● DATASET SECTION
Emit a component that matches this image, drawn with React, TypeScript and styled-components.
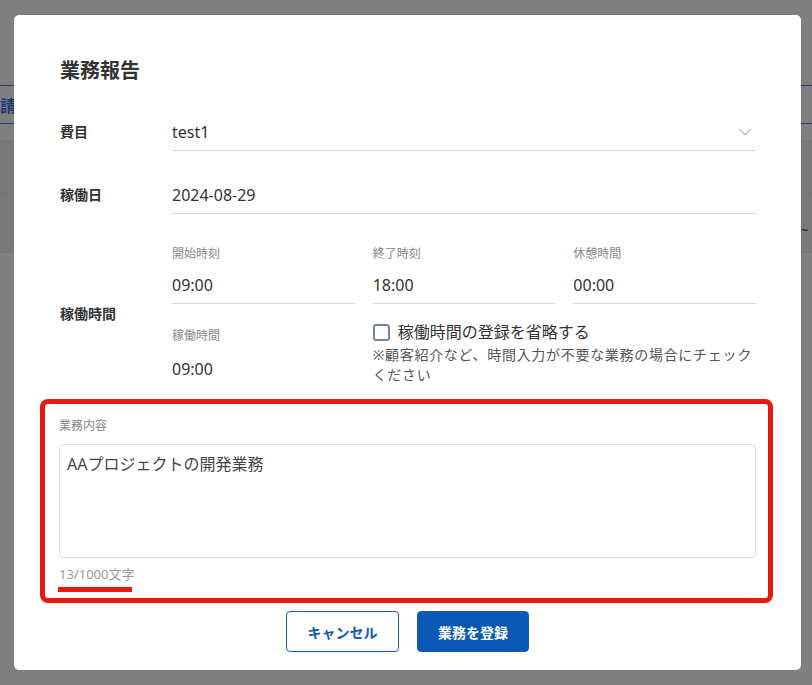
import React from "react"
import styled, { createGlobalStyle } from "styled-components"

const GlobalStyle = createGlobalStyle`
  html, body {
    margin: 0;
    padding: 0;
    background: #ffffff;
    font-family: "Noto Sans", "Noto Sans CJK JP", sans-serif;
    color: #333333;
  }
  * { box-sizing: border-box; }
`

// page behind the dialog
const BackPage = styled.div`
  width: 812px;
  height: 685px;
  padding-top: 85px;
  overflow: hidden;
`
const TabBar = styled.div`
  height: 39px;
  border-top: 1px solid rgb(56, 126, 244);
  border-bottom: 1px solid rgb(56, 126, 244);
  display: flex;
  align-items: center;
  font-size: 16px;
  font-weight: 700;
  color: rgb(50, 120, 240);
  white-space: nowrap;
`
const Band = styled.div`
  margin-top: 16px;
  background: #f1f1f1;
`
const BandRow = styled.div<{ $h: number }>`
  height: ${p => p.$h}px;
  border-bottom: 1px solid #e8e8e8;
  display: flex;
  align-items: center;
  justify-content: flex-end;
  padding: 16px 4px 0 0;
  font-size: 12px;
  color: #222;
`

const Overlay = styled.div`
  position: fixed;
  inset: 0;
  background: rgba(0, 0, 0, 0.5);
  padding: 15px 0 0 14px;
`
const Modal = styled.div`
  width: 787px;
  background: #ffffff;
  border-radius: 5px;
  padding: 42px 45px 18px 46px;
`
const Title = styled.h2`
  margin: 0;
  font-size: 20px;
  line-height: 28px;
  font-weight: 700;
  color: #333;
`
const FormRow = styled.div<{ $mt: number }>`
  display: grid;
  grid-template-columns: 112px 1fr;
  align-items: center;
  margin-top: ${p => p.$mt}px;
`
const RowLabel = styled.div<{ $shift?: number }>`
  font-size: 14px;
  font-weight: 700;
  color: #2f3437;
  line-height: 20px;
  margin-top: ${p => p.$shift || 0}px;
`
const Field = styled.div<{ $line?: boolean }>`
  display: flex;
  align-items: center;
  justify-content: space-between;
  padding: 8px 4px 6px 0;
  font-size: 16px;
  line-height: 24px;
  color: #333;
  border-bottom: 1px solid ${p => (p.$line === false ? "transparent" : "#d9d9d9")};
`
const TimeGrid = styled.div`
  display: grid;
  grid-template-columns: repeat(3, 1fr);
  column-gap: 18px;
  row-gap: 16px;
`
const TimeCell = styled.div<{ $pt?: number }>`
  display: flex;
  flex-direction: column;
  padding-top: ${p => p.$pt || 0}px;
`
const SmallLabel = styled.div`
  font-size: 12px;
  line-height: 18px;
  color: #888;
`
const CellField = styled(Field)<{ $mt: number }>`
  margin-top: ${p => p.$mt}px;
`
const CheckCell = styled.div`
  grid-column: 2 / 4;
`
const CheckRow = styled.label`
  display: flex;
  align-items: center;
  gap: 8px;
  font-size: 16px;
  line-height: 24px;
  color: #333;
`
const CheckBox = styled.span`
  width: 17px;
  height: 17px;
  border: 2px solid #74849c;
  border-radius: 3px;
  background: #fff;
`
const Note = styled.div`
  margin-top: 1px;
  font-size: 14px;
  line-height: 20px;
  letter-spacing: 0.7px;
  color: #555;
`
const Highlight = styled.div`
  margin: 11px -17px 0 -20px;
  border: 5px solid #e8190f;
  border-radius: 8px;
  padding: 13px 12px 6px 14px;
`
const TextBox = styled.div`
  margin-top: 9px;
  height: 114px;
  border: 1px solid #dedede;
  border-radius: 4px;
  padding: 7px 7px;
  font-size: 16px;
  line-height: 24px;
  color: #444;
`
const Counter = styled.div`
  margin-top: 7px;
  font-size: 13px;
  line-height: 18px;
  color: #999;
`
const CounterMark = styled.div`
  margin-top: 4px;
  width: 74px;
  height: 5px;
  margin-left: -1px;
  background: #e8190f;
`
const Buttons = styled.div`
  margin-top: 8px;
  padding-right: 1px;
  display: flex;
  justify-content: center;
  gap: 18px;
`
const Button = styled.button<{ $primary?: boolean }>`
  width: ${p => (p.$primary ? 112 : 113)}px;
  height: 41px;
  border-radius: 4px;
  font-family: inherit;
  font-size: 14px;
  font-weight: 700;
  border: 1px solid #1a5fb4;
  background: ${p => (p.$primary ? "#0a58b5" : "#ffffff")};
  color: ${p => (p.$primary ? "#ffffff" : "#1257b0")};
`

const Chevron = () => (
  <svg width="14" height="8" viewBox="0 0 14 8">
    <path d="M1 1 L7 6.5 L13 1" fill="none" stroke="#c4c4c4" strokeWidth="1.6" />
  </svg>
)

export default function App() {
  return (
    <>
      <GlobalStyle />
      <BackPage>
        <TabBar>請求書一覧</TabBar>
        <Band>
          <BandRow $h={53} />
          <BandRow $h={60}>~</BandRow>
        </Band>
      </BackPage>
      <Overlay>
        <Modal>
          <Title>業務報告</Title>
          <FormRow $mt={27}>
            <RowLabel>費目</RowLabel>
            <Field>
              <span>test1</span>
              <Chevron />
            </Field>
          </FormRow>
          <FormRow $mt={24}>
            <RowLabel>稼働日</RowLabel>
            <Field>2024-08-29</Field>
          </FormRow>
          <FormRow $mt={31}>
            <RowLabel $shift={-6}>稼働時間</RowLabel>
            <TimeGrid>
              <TimeCell>
                <SmallLabel>開始時刻</SmallLabel>
                <CellField $mt={2}>09:00</CellField>
              </TimeCell>
              <TimeCell>
                <SmallLabel>終了時刻</SmallLabel>
                <CellField $mt={2}>18:00</CellField>
              </TimeCell>
              <TimeCell>
                <SmallLabel>休憩時間</SmallLabel>
                <CellField $mt={2}>00:00</CellField>
              </TimeCell>
              <TimeCell $pt={7}>
                <SmallLabel>稼働時間</SmallLabel>
                <CellField $mt={4} $line={false}>09:00</CellField>
              </TimeCell>
              <CheckCell>
                <CheckRow>
                  <CheckBox />
                  稼働時間の登録を省略する
                </CheckRow>
                <Note>※顧客紹介など、時間入力が不要な業務の場合にチェックください</Note>
              </CheckCell>
            </TimeGrid>
          </FormRow>
          <Highlight>
            <SmallLabel>業務内容</SmallLabel>
            <TextBox>AAプロジェクトの開発業務</TextBox>
            <Counter>13/1000文字</Counter>
            <CounterMark />
          </Highlight>
          <Buttons>
            <Button>キャンセル</Button>
            <Button $primary>業務を登録</Button>
          </Buttons>
        </Modal>
      </Overlay>
    </>
  )
}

● SET PROBLEM
Determine how many lines contain the word "components" and reply with that number alone.

● SOLUTION
2